Requirements: Take the listing from its first line through the line that contains "const open = ref(true)" and please retype those lines exactly, leaving out the pictures.

Information supplied:
+ + + + + + +
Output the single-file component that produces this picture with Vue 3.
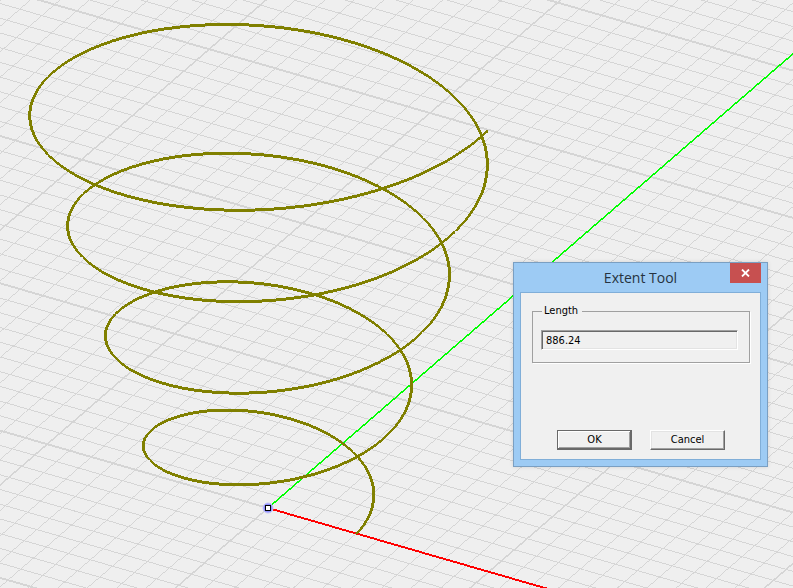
<script setup>
import { ref } from 'vue'

const length = ref('886.24')
const open = ref(true)

// Parallel projection: screen vectors of one major grid cell along X and Y.
const origin = { x: 268, y: 508 }
const u = { x: 220.8, y: 63.8 }
const v = { x: 127.6, y: -110.4 }
const project = (a, b, z = 0) => [
  origin.x + a * u.x + b * v.x,
  origin.y + a * u.y + b * v.y - z
]

// Each segment becomes a quad whose thickness is measured along its minor axis.
function quad(p, q, w) {
  const h = w / 2
  const wide = Math.abs(q[0] - p[0]) >= Math.abs(q[1] - p[1])
  const k = wide ? 0 : 1
  const [s, e] = p[k] <= q[k] ? [p, q] : [q, p]
  const pts = wide
    ? [[s[0], s[1] - h], [e[0], e[1] - h], [e[0], e[1] + h], [s[0], s[1] + h]]
    : [[s[0] - h, s[1]], [s[0] + h, s[1]], [e[0] + h, e[1]], [e[0] - h, e[1]]]
  return 'M' + pts.map((c) => c[0].toFixed(2) + ' ' + c[1].toFixed(2)).join('L') + 'Z'
}

const span = 12
let minor = ''
let major = ''
for (let i = -span * 10; i <= span * 10; i++) {
  const t = i / 10
  const lines = [
    [project(-span, t), project(span, t)],
    [project(t, -span), project(t, span)]
  ]
  for (const [p, q] of lines) {
    if (i % 10 === 0) major += quad(p, q, 2)
    else minor += quad(p, q, 1)
  }
}

const xAxis = quad(project(0, 0), project(span, 0), 2)
const yAxis = quad(project(0, 0), project(0, span), 2)

// Conical helix around the vertical axis.
const turns = 4
const steps = 480
const helixPoint = (i) => {
  const t = (i / steps) * turns
  const r = 0.402 + 0.1485 * t
  const a = t * 2 * Math.PI
  return project(r * Math.cos(a), r * Math.sin(a), 110.2 * t)
}
let helix = ''
for (let i = 0; i < steps; i++) helix += quad(helixPoint(i), helixPoint(i + 1), 3)
</script>

<template>
  <main class="viewport">
    <svg class="scene" aria-hidden="true">
      <g shape-rendering="crispEdges">
        <path class="grid" :d="minor" />
        <path class="grid" :d="major" />
        <path class="axis-y" :d="yAxis" />
        <path class="axis-x" :d="xAxis" />
        <path class="helix" :d="helix" />
      </g>
      <circle class="halo" cx="268" cy="508" r="5" />
      <rect class="handle" x="265.5" y="505.5" width="5" height="5" />
    </svg>

    <form v-if="open" class="dialog" role="dialog" aria-labelledby="title" @submit.prevent="open = false">
      <header class="titlebar">
        <h1 id="title">Extent Tool</h1>
        <button class="close" type="button" aria-label="Close" @click="open = false">
          <svg width="9" height="8" viewBox="0 0 9 8">
            <path d="M1 0.5L8 7.5M8 0.5L1 7.5" stroke="#fff" stroke-width="1.8" />
          </svg>
        </button>
      </header>
      <div class="body">
        <fieldset>
          <legend><label for="length">Length</label></legend>
          <input id="length" v-model="length" type="text" readonly />
        </fieldset>
        <div class="actions">
          <button class="btn default" type="submit">OK</button>
          <button class="btn" type="button" @click="open = false">Cancel</button>
        </div>
      </div>
    </form>
  </main>
</template>

<style>
body {
  margin: 0;
  background: #efefef;
}
</style>

<style scoped>
.viewport {
  position: relative;
  height: 100vh;
  overflow: hidden;
  background: #efefef;
  font-family: "DejaVu Sans Condensed", "Noto Sans", sans-serif;
  font-size: 11px;
  line-height: 14px;
  color: #000;
}
.scene {
  display: block;
  width: 100%;
  height: 100%;
}
.grid { fill: #d5d5d5; }
.axis-x { fill: #ff0000; }
.axis-y { fill: #00ff00; }
.helix { fill: #808000; }
.halo { fill: #8f8fff; stroke: #c4c4fa; stroke-width: 1; }
.handle { fill: #fff; stroke: #000; stroke-width: 1; shape-rendering: crispEdges; }

.dialog {
  position: absolute;
  left: 513px;
  top: 262px;
  box-sizing: border-box;
  width: 255px;
  padding: 0 6px 6px;
  border: 1px solid #7a9fc2;
  background: #9dcbf4;
  box-shadow: 0 0 4px rgba(0, 0, 0, 0.12);
}
.titlebar {
  position: relative;
  display: flex;
  justify-content: center;
  height: 29px;
}
h1 {
  margin: 0;
  font: 400 14px/30px "Open Sans", sans-serif;
  color: #263340;
}
.close {
  position: absolute;
  top: 0;
  right: 0;
  display: flex;
  align-items: center;
  justify-content: center;
  width: 31px;
  height: 20px;
  padding: 0;
  border: 0;
  background: #c75050;
}
.body {
  padding: 11px 10px 9px 11px;
  border: 1px solid #80aed8;
  background: #f0f0f0;
}
fieldset {
  margin: 0 0 67px;
  padding: 12px 11px 12px 8px;
  border: 1px solid #a0a0a0;
  box-shadow: 1px 1px 0 #fff;
}
legend {
  margin-left: 1px;
  padding: 0 4px 0 2px;
}
input {
  display: block;
  box-sizing: border-box;
  width: 100%;
  height: 20px;
  padding: 0 4px;
  border: 1px solid;
  border-color: #a0a0a0 #fff #fff #a0a0a0;
  outline: none;
  background: #f0f0f0;
  box-shadow: inset 1px 1px 0 #696969, inset -1px -1px 0 #e3e3e3;
  font: inherit;
  color: inherit;
}
.actions {
  display: flex;
  justify-content: center;
  gap: 18px;
}
.btn {
  box-sizing: border-box;
  width: 75px;
  height: 20px;
  padding: 0;
  border: 1px solid;
  border-color: #fff #696969 #696969 #fff;
  background: #f0f0f0;
  box-shadow: inset -1px -1px 0 #a0a0a0, inset 1px 1px 0 #e3e3e3;
  font: inherit;
  color: inherit;
}
.default {
  border-color: #696969;
  box-shadow: inset -1px -1px 0 #696969, inset 1px 1px 0 #fff, inset -2px -2px 0 #a0a0a0;
}
</style>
+ + + + + + +
Response to this exercise:
Output the single-file component that produces this picture with Vue 3.
<script setup>
import { ref } from 'vue'

const length = ref('886.24')
const open = ref(true)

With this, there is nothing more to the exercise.